Tshepo Phuthi, Sandlana’s personal spokesperson, said the IPHC has been plunged into the fray because the estranged wife is demanding church assets as part of the divorce settlement.

“There has been a lot of media coverage and the characterisation that he has been made out to be. He (Sandlana) has been called a cheat, a liar, and through that entire characterisation, he has elected not to speak to the media around those accusations at all. It is cultural within our institution that we do not deal with personal matters in the media space. Those are private issues,” said Phuthi.

He said Sandlana does not oppose the divorce, “but there are restraining factors” because the estranged wife’s settlement includes church property.

“We are only asking that we give the courts a chance because these cases are now before the courts. There was a fraud charge also laid against me. There is also a fraud case laid against our father (Sandlana). The same modus operandi is followed,” said Phuthi.
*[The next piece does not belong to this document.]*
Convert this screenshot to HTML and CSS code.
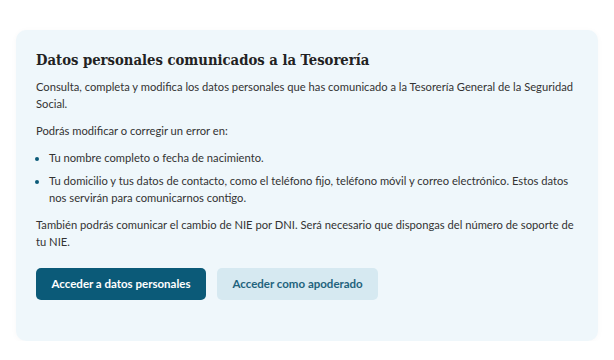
FILE: index.html
```html
<!DOCTYPE html>
<html lang="es">
<head>
  <meta charset="UTF-8" />
  <title>Datos personales comunicados a la Tesorería</title>
  <link rel="stylesheet" href="styles.css">
</head>
<body>
  <div class="card">
    <h2>Datos personales comunicados a la Tesorería</h2>
    <p>Consulta, completa y modifica los datos personales que has comunicado a la Tesorería General de la Seguridad Social.</p>
    <p>Podrás modificar o corregir un error en:</p>
    <ul>
      <li>Tu nombre completo o fecha de nacimiento.</li>
      <li>Tu domicilio y tus datos de contacto, como el teléfono fijo, teléfono móvil y correo electrónico. Estos datos nos servirán para comunicarnos contigo.</li>
    </ul>
    <p>También podrás comunicar el cambio de NIE por DNI. Será necesario que dispongas del número de soporte de tu NIE.</p>
    <div class="actions">
      <a href="#" class="btn btn-primary">Acceder a datos personales</a>
      <a href="#" class="btn btn-secondary">Acceder como apoderado</a>
    </div>
  </div>
</body>
</html>
```

FILE: styles.css
```css
body {
  margin: 0;
  padding: 30px 16px 0 16px;
  font-family: Lato, "Open Sans", sans-serif;
  background-color: #fff;
  color: #333;
}
.card {
  background-color: #eff7fb;
  border-radius: 10px;
  padding: 20px 20px 41px 20px;
  box-shadow: 0 1px 6px rgba(0,0,0,0.03);
}
h2 {
  font-family: "DejaVu Serif", serif;
  font-stretch: condensed;
  font-weight: bold;
  font-size: 14.7px;
  color: #222;
  margin: 0 0 8px 0;
  line-height: 20px;
}
p {
  font-size: 11.2px;
  line-height: 17px;
  margin: 0 0 10px 0;
}
ul {
  margin: 0 0 10px 0;
  padding: 0 0 0 13px;
  font-size: 11.2px;
  line-height: 17px;
}
li {
  margin-bottom: 6px;
}
li::marker {
  color: #0b5a78;
}
.actions {
  display: flex;
  gap: 11px;
  margin-top: 18px;
}
.btn {
  display: inline-block;
  height: 32px;
  line-height: 32px;
  padding: 0 15.5px;
  border-radius: 5px;
  font-size: 11.5px;
  font-weight: bold;
  text-decoration: none;
}
.btn-primary {
  background-color: #0b5a78;
  color: #fff;
}
.btn-secondary {
  background-color: #d6e9f1;
  color: #1f637d;
}
```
“The core message from our father is that he cannot settle the divorce with church assets. His appeal is that church members should not be included in this matter, which is personal, but let the matter be handled by institutions and we will finish it there.”

The well-known church, which boasts a three-million-strong membership in South Africa and neighbouring countries, has been engulfed in a bitter three-way conflict to succeed Glayton Modise, who inherited it from his father and founder, Frederick Samuel Modise, in 1998.

There are three main contenders, namely Glayton Modise’s two sons Frederick Leonard Goitsemang and Tshepiso, and Sandlana – reportedly Glayton Modise’s son out of wedlock.

Leonard Modise leads the IPHC group based in Zuurbekom, while Sandlana leads the Pretoria faction, and Tshepiso runs the third splinter group.

Sandlana reportedly leads about 90% of the church branches and has the support of most IPHC priests on the church council.